The practice of the individual physician identifying drugs and preparing medicines himself for the use of his patient has been largely supplanted by the pharmaceutical industry. No longer, except in a few cases, does the physician, particularly in the urban areas, undertake to prepare his own requirement of drugs; he preface to purchase them straight from the market. Even the patient has become more sophisticated and prefers purchasing a readymade drugs from a manufacturer instead of obtaining it from his own physician. On account of increasing urbanization, the tendency is towards more and dependence on readymade preparations. The increasing needs of the population and the chronic shortage of authentic raw materials have made it incumbent that some sort of uniformity in the manufacture of Ayurvedic medicines should be brought about. Evolution of standards for Ayurvedic drugs, in the modern sense, considering the vast number of such drugs and their formulation, is a time-and money-consuming task, and will take considerable time for its achievement.

In view of the present of commercialisation in the preparation and marketing of Ayurvedic medicines and to ensure the interests of the profession and public, the Government of India considered it expedient to utilise law which controls the standards of allopathic drugs, namely the Drugs and Cosmetics Act, 1940, to also control, in a limited measure, the Ayurvedic , Siddha and Unani drugs by amending the Act.

The Act was accordingly amended in 1964, to ensure only a limited control over the production and sale of these medicines, namely-

1 The manufacture should be carried under prescribed hygienic condition, under the supervision of a person having prescribed qualification;

2 The raw materials used in the preparation of drugs should be genuine and properly identified;

3 The formula or the true list of all the ingredients contained in the drug, should be displayed on the label of every container.

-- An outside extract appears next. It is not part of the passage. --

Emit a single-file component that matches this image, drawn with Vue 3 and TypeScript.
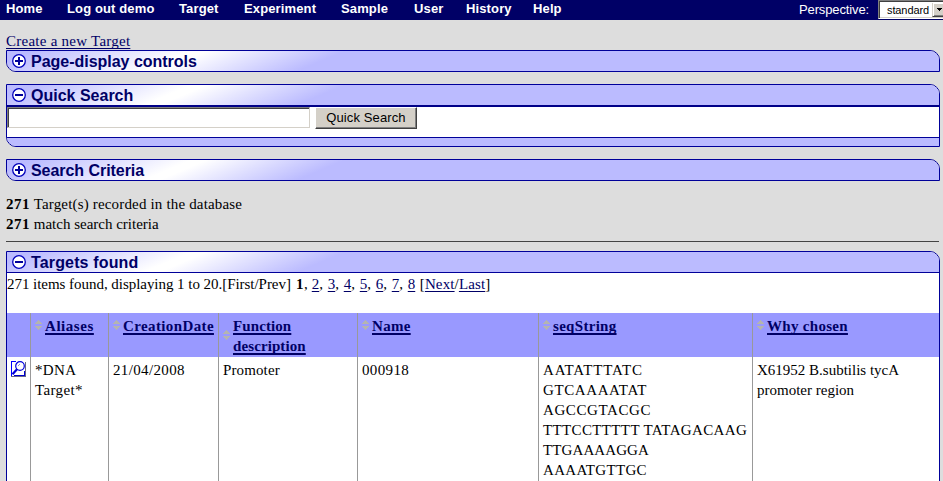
<script setup lang="ts">
interface Column {
  key: string
  label: string
}

const menu: string[] = ['Home', 'Log out demo', 'Target', 'Experiment', 'Sample', 'User', 'History', 'Help']
const pages: string[] = ['2', '3', '4', '5', '6', '7', '8']
const columns: Column[] = [
  { key: 'aliases', label: 'Aliases' },
  { key: 'created', label: 'CreationDate' },
  { key: 'function', label: 'Function description' },
  { key: 'name', label: 'Name' },
  { key: 'seq', label: 'seqString' },
  { key: 'why', label: 'Why chosen' },
]
const sequence: string[] = ['AATATTTATC', 'GTCAAAATAT', 'AGCCGTACGC', 'TTTCCTTTTT TATAGACAAG', 'TTGAAAAGGA', 'AAAATGTTGC']
</script>

<template>
  <div class="page">
    <nav class="bar">
      <div class="menu">
        <a v-for="m in menu" :key="m">{{ m }}</a>
      </div>
      <span class="persp">Perspective:</span>
      <div class="select">
        <span class="value">standard</span>
        <span class="drop"><svg width="5" height="3" viewBox="0 0 5 3" shape-rendering="crispEdges"><path d="M0 0h5v1h-1v1h-1v1h-1v-1h-1v-1h-1z" /></svg></span>
      </div>
    </nav>

    <main>
      <div class="create"><a class="link">Create a new Target</a></div>

      <section class="panel closed">
        <h2 class="head"><svg class="toggle" width="14" height="14" viewBox="0 0 14 14"><circle cx="7" cy="7" r="6.3" /><path d="M3 7h8M7 3v8" /></svg><span class="t1">Page-display controls</span></h2>
      </section>

      <section class="panel quick">
        <h2 class="head"><svg class="toggle" width="14" height="14" viewBox="0 0 14 14"><circle cx="7" cy="7" r="6.3" /><path d="M3 7h8" /></svg><span class="t2">Quick Search</span></h2>
        <div class="form">
          <input type="text" class="field" />
          <button class="btn">Quick Search</button>
        </div>
        <div class="foot"></div>
      </section>

      <section class="panel closed">
        <h2 class="head"><svg class="toggle" width="14" height="14" viewBox="0 0 14 14"><circle cx="7" cy="7" r="6.3" /><path d="M3 7h8M7 3v8" /></svg><span class="t3">Search Criteria</span></h2>
      </section>

      <div class="counts">
        <div class="c1"><b>271</b> Target(s) recorded in the database</div>
        <div class="c2"><b>271</b> match search criteria</div>
      </div>
      <div class="rule"></div>

      <section class="panel found">
        <h2 class="head"><svg class="toggle" width="14" height="14" viewBox="0 0 14 14"><circle cx="7" cy="7" r="6.3" /><path d="M3 7h8" /></svg><span class="t4">Targets found</span></h2>
        <div class="paging"><span class="summary">271 items found, displaying 1 to 20.[First/Prev]</span><b class="current">1</b>,<span v-for="(p, i) in pages" :key="p" class="pg"><a class="link">{{ p }}</a>{{ i < pages.length - 1 ? ',' : '' }}</span><span class="next">[<a class="link">Next</a>/<a class="link">Last</a>]</span></div>
        <div class="grid header">
          <div></div>
          <div v-for="c in columns" :key="c.key" class="th" :class="c.key">
            <svg class="sort" width="7" height="10" viewBox="0 0 7 10" shape-rendering="crispEdges"><path d="M3 0h1v1h1v1h1v1h1v1H0V3h1V2h1V1h1zM0 6h7v1H6v1H5v1H4v1H3V9H2V8H1V7H0z" /></svg>
            <a>{{ c.label }}</a>
          </div>
        </div>
        <div class="grid row">
          <div class="view">
            <svg width="15" height="16" viewBox="0 0 15 16">
              <path d="M0 .5h5M.5 0v15" stroke="#00f" />
              <path d="M14.5 1v14.5M0 15.5h15" stroke="#668" />
              <path d="M3 14.5h11M13.5 10v5" stroke="#00c" />
              <g fill="none" stroke="#00d">
                <circle cx="9" cy="5" r="4.3" stroke-width="1.2" fill="#fff" />
                <path d="M7 5l2-2" stroke="#88e" />
                <path d="M6 8.2L1.5 13.3" stroke-width="2.2" />
              </g>
            </svg>
          </div>
          <div class="alias">*DNA<br />Target*</div>
          <div class="num">21/04/2008</div>
          <div class="promo">Promoter</div>
          <div class="num">000918</div>
          <div class="seqs"><div v-for="s in sequence" :key="s">{{ s }}</div></div>
          <div>X61952 B.subtilis tycA<br />promoter region</div>
        </div>
      </section>
    </main>
  </div>
</template>

<style>
body {
  margin: 0;
  background: #ddd;
}
</style>

<style scoped>
.page {
  width: 943px;
  height: 481px;
  overflow: hidden;
  background: #ddd;
  color: #000;
  font: 15px/20px 'Liberation Serif', serif;
  white-space: nowrap;
}
.page * { box-sizing: border-box; }
.bar {
  display: flex;
  height: 20px;
  background: #006;
  color: #fff;
  font-family: 'Liberation Sans', sans-serif;
}
.menu {
  display: grid;
  grid-template-columns: 61px 112px 65px 97px 73px 52px 67px 60px;
  width: 793px;
  padding-left: 6px;
  font-weight: bold;
  font-size: 13px;
  line-height: 18px;
  letter-spacing: 0.13px;
}
.persp {
  width: 85px;
  padding-left: 6px;
  font-size: 13px;
  line-height: 19px;
  letter-spacing: -0.12px;
}
.select {
  display: flex;
  width: 65px;
  height: 19px;
  background: #fff;
  border: 1px solid #808080;
  border-bottom-color: #fff;
  border-right: 0;
  box-shadow: inset 1px 1px #404040, inset 0 -1px #d4d0c8;
  color: #000;
  font-size: 11px;
  line-height: 19px;
}
.value {
  width: 53px;
  padding-left: 8px;
  letter-spacing: -0.1px;
}
.drop {
  display: flex;
  align-items: center;
  justify-content: flex-end;
  width: 11px;
  height: 14px;
  margin-top: 2px;
  padding-right: 1px;
  background: #d4d0c8;
  border-bottom: 1px solid #404040;
  border-left: 1px solid #d4d0c8;
  box-shadow: inset 1px 1px #fff, inset 0 -1px #808080;
}
main { padding: 0 3px 0 6px; }
.create {
  height: 30px;
  padding-top: 11px;
  letter-spacing: 0.25px;
}
.link {
  color: #006;
  text-decoration: underline;
  text-decoration-thickness: 1px;
  text-decoration-skip-ink: none;
  text-underline-offset: 2px;
}
.panel {
  width: 934px;
  border: 1px solid #009;
  border-top-right-radius: 10px;
  overflow: hidden;
  background: #fff;
}
.closed {
  height: 22px;
  border-bottom-left-radius: 10px;
}
.head {
  display: flex;
  align-items: center;
  height: 20px;
  margin: 0;
  padding-left: 5px;
  background: linear-gradient(157deg, #bbf 10px, #fff 72px, #fff 78px, #bbf 132px);
  color: #006;
  font: bold 16px/20px 'Liberation Sans', sans-serif;
}
.head span { padding: 2px 0 0 5px; }
.t1 { letter-spacing: -0.02px; }
.t3 { letter-spacing: -0.05px; }
.t4 { letter-spacing: 0.15px; }
.toggle {
  fill: #fff;
  stroke: #00b;
  stroke-width: 1.3;
}
.toggle path {
  stroke: #009;
  stroke-width: 2;
}
.quick {
  height: 63px;
  margin: 12px 0;
  border-bottom-left-radius: 10px;
}
.quick .head { box-sizing: content-box; border-bottom: 2px solid #008; }
.form {
  display: flex;
  height: 30px;
}
.field {
  width: 303px;
  height: 21px;
  border: 1px solid #808080;
  border-right-color: #d4d0c8;
  border-bottom-color: #d4d0c8;
  box-shadow: inset 1px 1px #404040;
  background: #fff;
  padding: 0;
}
.btn {
  width: 102px;
  height: 22px;
  margin-left: 5px;
  padding: 0;
  background: #d4d0c8;
  border: 1px solid #fff;
  border-right-color: #404040;
  border-bottom-color: #404040;
  box-shadow: inset -1px -1px #808080;
  color: #000;
  font: 13px/20px 'Liberation Sans', sans-serif;
  letter-spacing: 0.12px;
}
.foot {
  height: 9px;
  border-top: 1px solid #009;
  background: #bbf;
}
.counts { padding-top: 13px; }
.c1 { letter-spacing: 0.17px; }
.counts b { letter-spacing: 0.5px; }
.rule {
  height: 1px;
  margin: 7px 0 9px;
  width: 933px;
  background: #444;
}
.found { height: 260px; }
.found .head { height: 21px; border-bottom: 1px solid #009; }
.paging {
  display: flex;
  height: 40px;
  padding-top: 1px;
}
.summary { width: 289px; letter-spacing: -0.04px; }
.pg { width: 16px; }
.pg:nth-last-child(2) { width: 12px; }
.current { width: 8px; }
.current + .pg { margin-left: 4px; }
.next { letter-spacing: 0.13px; }
.grid {
  display: grid;
  grid-template-columns: 24px 78px 110px 139px 181px 214px 186px;
}
.grid > div {
  padding: 3px 0 0 4px;
  border-right: 1px solid #999;
}
.grid > div:last-child { border-right: 0; }
.header {
  height: 44px;
  background: #99f;
  color: #006;
  font-weight: bold;
  letter-spacing: 0.3px;
}
.header .th {
  display: flex;
  align-items: flex-start;
  white-space: normal;
}
.aliases { letter-spacing: 0.55px; }
.function { letter-spacing: 0.1px; }
.created { letter-spacing: 0.38px; }
.sort {
  flex: none;
  margin: 4px 3px 0 0;
  fill: #b4b4b0;
}
.function .sort { margin-top: 14px; }
.th a {
  text-decoration: underline;
  text-decoration-thickness: 2px;
  text-decoration-skip-ink: none;
  text-underline-offset: 2px;
}
.row { height: 160px; }
.row > div.view { padding: 4px 0 0 4px; }
.view svg { display: block; }
.alias { letter-spacing: 0.35px; }
.num { letter-spacing: 0.35px; }
.promo { letter-spacing: 0.12px; }
.seqs div { letter-spacing: 0.6px; }
.seqs div:nth-child(1) { letter-spacing: 0.8px; }
.seqs div:nth-child(4) { letter-spacing: 0.36px; }
.seqs div:nth-child(5) { letter-spacing: 0.1px; }
.seqs div:nth-child(6) { letter-spacing: 0.3px; }
</style>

Development of standards for the identity, quality and purity of single drugs, to start with, and of formulations, at a later stage, assume importance for the effective enforcement of the provisions of the Act. If the raw materials to be used in a medicine and stage by stage processes of manufacture are standardised, the final product, namely, the compound formulation can be expected to conform to uniform standards. The requirement that the list of ingredients be displayed on the label will enable analysts, in important cases, to verify label claims and to that extent will bind the manufacturer to make a true claim. Arrangements to evolve and lay down physical, chemical and biological tests, where necessary, to identify the drug and ascertain its quality, and to detect adulterations are an urgent necessity. Setting up of Drug Standardisation Research, Testing and control Laboratories for Ayurvedic Medicines both at all-India and regional levels for this purpose is, therefore, essential. The several Committees appointed by the Government of India to Assets and Evaluated the Status and Practice of Ayurvedic Medicine have stressed the importance of preparing an Ayurvedic Pharmacopoeia.

Having regard to all these considerations, the Central Council of Ayurvedic Reseach recommened the consititution of an Ayurvedic Pharmacopoeia Committee consisting of experts on Ayurvedic and other sciences.